Universities should consider whether their medical faculties include people who, either through involvement in corporate ghostwriting, conflict-of-interest shilling for the pharmaceutical industry, or questionable experimental practices, are contributing to this vile trend by lending an impression of research neutrality to it. Don’t let your university be used in this way. As with the Joseph Biederman fallout at Harvard, it will ultimately hurt your school.

August 23rd, 2011
Donna Shalala’s University of Miami: Not only a sports pioneer.

Under Shalala’s leadership, UM is changing the face not only of American university sports. It’s also contributing to important changes in the way scientific research is conducted in the United States.

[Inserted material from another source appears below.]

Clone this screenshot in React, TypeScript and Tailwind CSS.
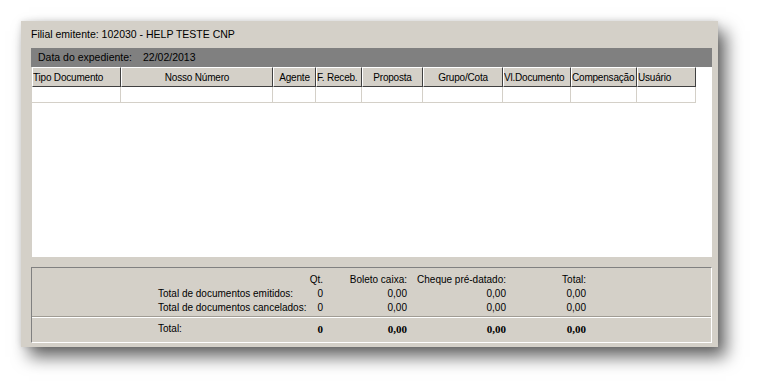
import React from 'react';

const cols = [
  { label: 'Tipo Documento', w: 'w-[89px]', align: 'text-left' },
  { label: 'Nosso Número', w: 'w-[152px]', align: 'text-center' },
  { label: 'Agente', w: 'w-[43px]', align: 'text-center' },
  { label: 'F. Receb.', w: 'w-[46px]', align: 'text-left' },
  { label: 'Proposta', w: 'w-[61px]', align: 'text-center' },
  { label: 'Grupo/Cota', w: 'w-[80px]', align: 'text-center' },
  { label: 'Vl.Documento', w: 'w-[68px]', align: 'text-left' },
  { label: 'Compensação', w: 'w-[66px]', align: 'text-left' },
  { label: 'Usuário', w: 'w-[59px]', align: 'text-left' },
];

const rows = [
  { label: 'Total de documentos emitidos:', qt: '0', boleto: '0,00', cheque: '0,00', total: '0,00' },
  { label: 'Total de documentos cancelados:', qt: '0', boleto: '0,00', cheque: '0,00', total: '0,00' },
];

function SummaryRow({ r, bold }: { r: typeof rows[0]; bold?: boolean }) {
  const b = bold ? "font-bold font-['Liberation_Serif',serif] text-[11px]" : '';
  return (
    <div className="flex h-[14px] items-center leading-[14px] whitespace-nowrap">
      <div className="w-[142px] shrink-0">{r.label}</div>
      <div className={`w-[23px] shrink-0 text-right ${b}`}>{r.qt}</div>
      <div className={`w-[84px] shrink-0 text-right ${b}`}>{r.boleto}</div>
      <div className={`w-[99px] shrink-0 text-right ${b}`}>{r.cheque}</div>
      <div className={`w-[80px] shrink-0 text-right ${b}`}>{r.total}</div>
    </div>
  );
}

export default function App() {
  return (
    <div className="w-[760px] h-[389px] bg-white pt-[21px] pl-[21px] font-['Liberation_Sans',Arial,sans-serif] text-[10px] text-black">
      <div className="w-[697px] h-[326px] bg-[#d4d0c8] pl-[10px] shadow-[0_0_6px_rgba(0,0,0,0.12),8px_10px_16px_rgba(0,0,0,0.6)]">
        <div className="h-[27px] pt-[7px] leading-[12px] text-[10.5px]">Filial emitente: 102030 - HELP TESTE CNP</div>

        <div className="w-[681px] h-[19px] bg-[#808080] flex items-center pl-[7px] text-[10.5px]">
          <span>Data do expediente:</span>
          <span className="ml-[11px]">22/02/2013</span>
        </div>

        <div className="ml-[1px] w-[680px] h-[190px] bg-white">
          <div className="flex h-[20px]">
            {cols.map((c) => (
              <div
                key={c.label}
                className={`${c.w} ${c.align} shrink-0 h-[20px] bg-[#d4d0c8] border-t border-l border-t-white border-l-white border-r border-b border-r-[#404040] border-b-[#404040] leading-[20px] tracking-[-0.2px] whitespace-nowrap overflow-hidden`}
              >
                {c.label}
              </div>
            ))}
          </div>
          <div className="flex h-[16px]">
            {cols.map((c) => (
              <div key={c.label} className={`${c.w} shrink-0 border-r border-b border-[#d4d0c8]`} />
            ))}
          </div>
        </div>

        <div className="mt-[10px] w-[681px] h-[76px] border-t border-l border-t-[#808080] border-l-[#808080] border-r border-b border-r-white border-b-white">
          <div className="pt-[5px] pl-[126px]">
            <SummaryRow r={{ label: '', qt: 'Qt.', boleto: 'Boleto caixa:', cheque: 'Cheque pré-datado:', total: 'Total:' }} />
            {rows.map((r) => (
              <SummaryRow key={r.label} r={r} />
            ))}
          </div>
          <div className="h-[2px] mt-[1px] border-t border-t-[#a09c94] border-b border-b-white" />
          <div className="pt-[4px] pl-[126px]">
            <SummaryRow bold r={{ label: 'Total:', qt: '0', boleto: '0,00', cheque: '0,00', total: '0,00' }} />
          </div>
        </div>
      </div>
    </div>
  );
}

It was to Shalala’s UM that Charles Nemeroff repaired after his problems at Emory. As the Chronicle puts it:

… Thomas R. Insel, who was helping to lead the [government’s conflict of interest] review, was also helping a tainted researcher, Charles B. Nemeroff, land a new job at the University of Miami.

Dr. Nemeroff, while chairman of the psychiatry department at Emory University, was one of several high-profile doctors found to have given speeches or written articles in medical journals extolling drugs or products made by companies that had paid them money or stock benefits that they did not report to their universities. Emory agreed to make Dr. Nemeroff ineligible for NIH grant money for two years. But after moving to Miami with the assistance of Dr. Insel, the director of the NIH’s National Institute of Mental Health, Dr. Nemeroff was receiving NIH money before the two-year ban expired.

Addressing the NIH’s advisory board after Dr. Insel’s assistance to Dr. Nemeroff was revealed, Dr. Collins said he would delay the process of putting the rules in place to consider additional changes. In particular, he said the rules may need to be changed to ensure that any penalties or sanctions against a researcher remain in effect if the researcher moves to another institution.

Smart move on Nemeroff’s part, by the way, to jump to the University of Miami. They’ll never give him any trouble. You can’t go any lower than UM.

July 31st, 2011
Joseph and His Brothers

Harvard University’s Joseph Biederman, world’s biggest bi-polar diagnosis booster, is making life a little difficult for his psychiatry colleagues at Mass General. Short version: You don’t want to be too closely associated with his antidepressants-for-tots drive, his undisclosed financial conflicts of interest, and his influential insistence that zillions of American children, teens, and adults are bi-polar.

So let’s say you’re Harvard’s Andrew Nierenberg, and you want to light into Marcia Angell because you’re pissed that she’s down on antidepressants. Of course, you concede in a letter attacking her arguments, it’s “heart-breaking” that there have been some cases in which nightmarish damage was done to children who were over- or mis-prescribed these very powerful drugs… But a case here or there should in no way lead us to suppose that the harmful dispensing of such drugs is a serious trend.

In her response, Angell points out the enormous influence Harvard, and Nierenberg’s colleague there (Joe), had on all those MDs giving all those children drugs. Biederman was – is! – the bi-polar man; he is almost singularly responsible for the astonishing inflation of pediatric bi-polar diagnoses and treatments in the United States in the last few years. Nierenberg co-authored papers, etc., with Biederman. Hence it’s a little on the disgusting side for Nierenberg to lecture us on the heartbreak of mis- and over-diagnosis without at least alluding to his own profoundly influential hospital’s financially compromised advocacy of the diagnosis.

Angell:

Nierenberg refer[s] to the death of Rebecca Riley, who was diagnosed with bipolar disorder as well as ADHD when she was just two years old, as a “tragic anecdote.” While that is true, I believe it should also be seen in the context of the extraordinary epidemic of juvenile bipolar disease that was stimulated largely by the teachings of some of Dr. Nierenberg’s colleagues [Biederman and two others] at the Massachusetts General Hospital. Three of them were recently disciplined by the hospital for not having disclosed some of their hefty payments from drug companies.

UD‘s advice to Nierenberg: Be like Australia. Distance yourself.